Saturday, January 29, 2011

Europe Divided Over China Arms Sales



Britain is on a collision course with the European Union over the sale of arms toChina. Since the Beijing government crackdown on protestors in Tiananmen Square in 1989, EU member states have been banned from selling goods that could be used by the Chinese military.
China’s new J-20 stealth fighter roars along the runway and takes to the skies, the maiden test-flight of a plane designed to rival the United States’ radar-eluding aircraft.
Images of the flight, leaked on the Internet and subsequently confirmed as genuine by the Beijing government, have focused attention on China’s military modernization.
The European Union banned the sale of military technology to China following the crackdown on dissidents in Beijing’s Tiananmen Square in 1989.
But Alexander Neill of analyst group the Royal United Services Institute says China’s growing financial influence in Europe is starting to tell.

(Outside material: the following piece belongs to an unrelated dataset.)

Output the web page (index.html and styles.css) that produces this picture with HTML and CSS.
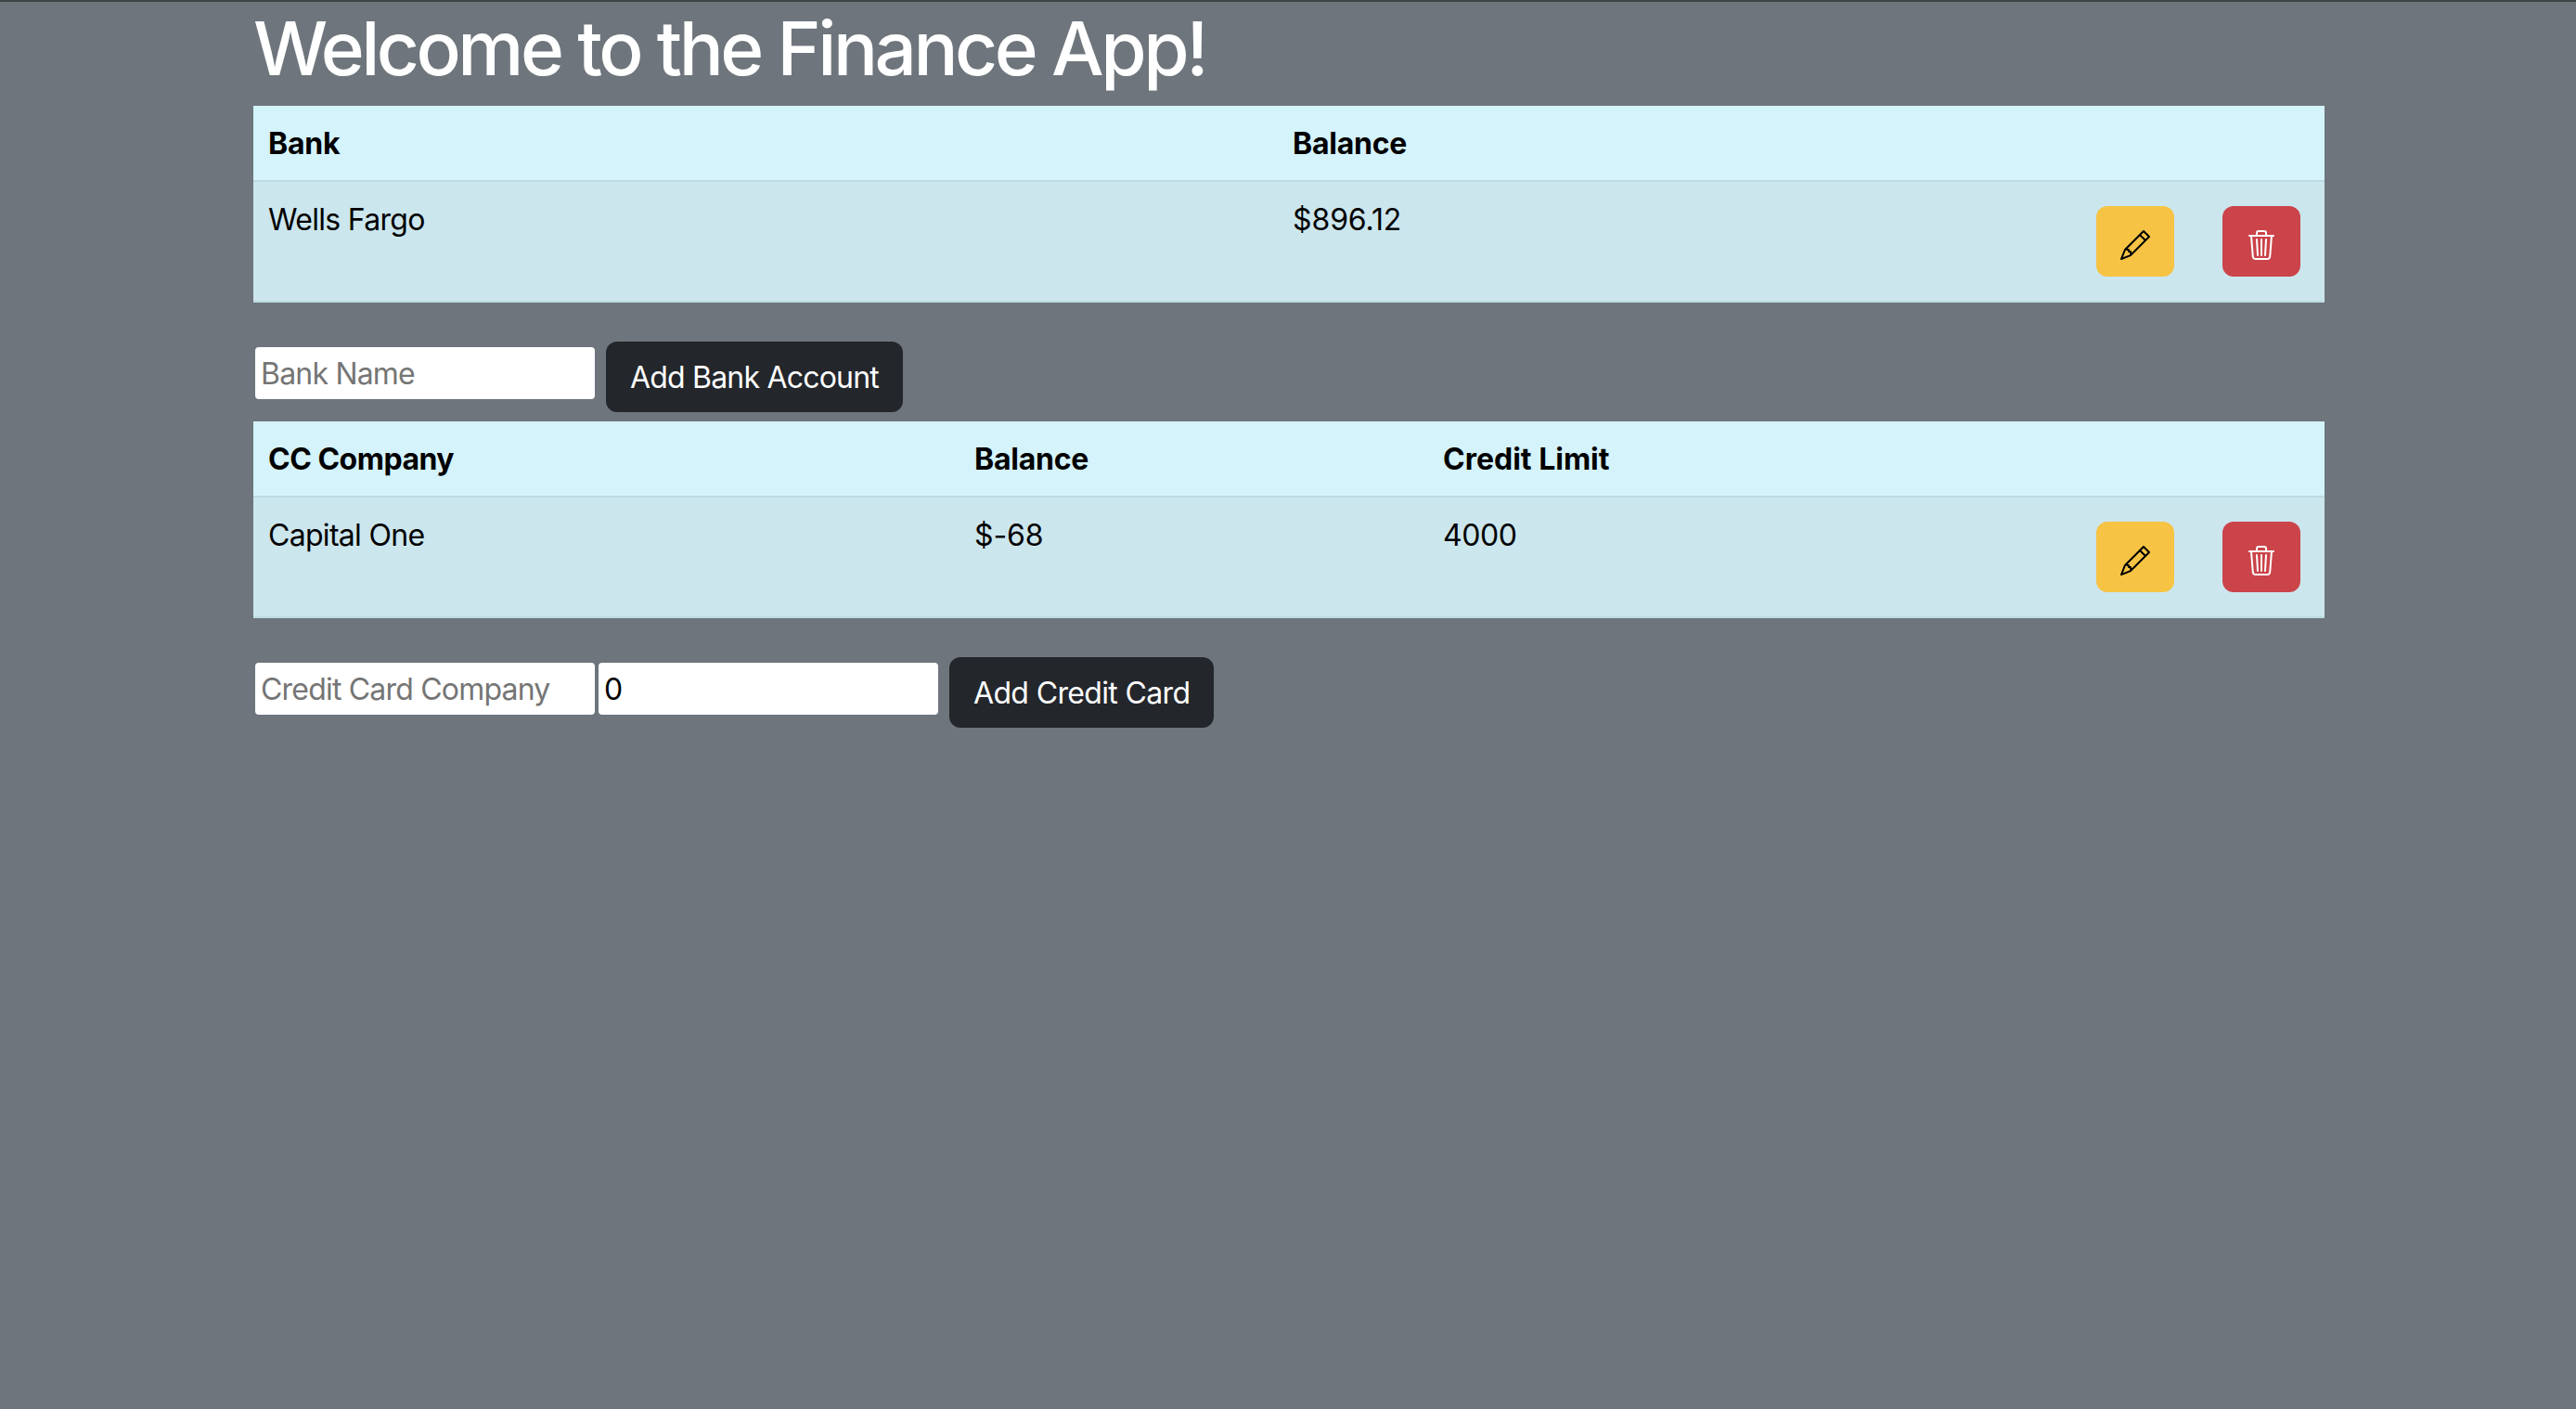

"EU member states certainly feel pressured by China given the economic contagion, which seems to be spreading through the EU at the moment,” Neill said. “Many national leaders, I am sure, will think twice about how they engage the Chinese on investment, which is essentially bailing them out of elements of their economic doldrums."
Beijing has just signed a series of multi-billion-dollar deals with European companies. China says it is also prepared to buy up to $7.9 billion of Spanish government debt at a time of heightened fears over the future of the euro currency.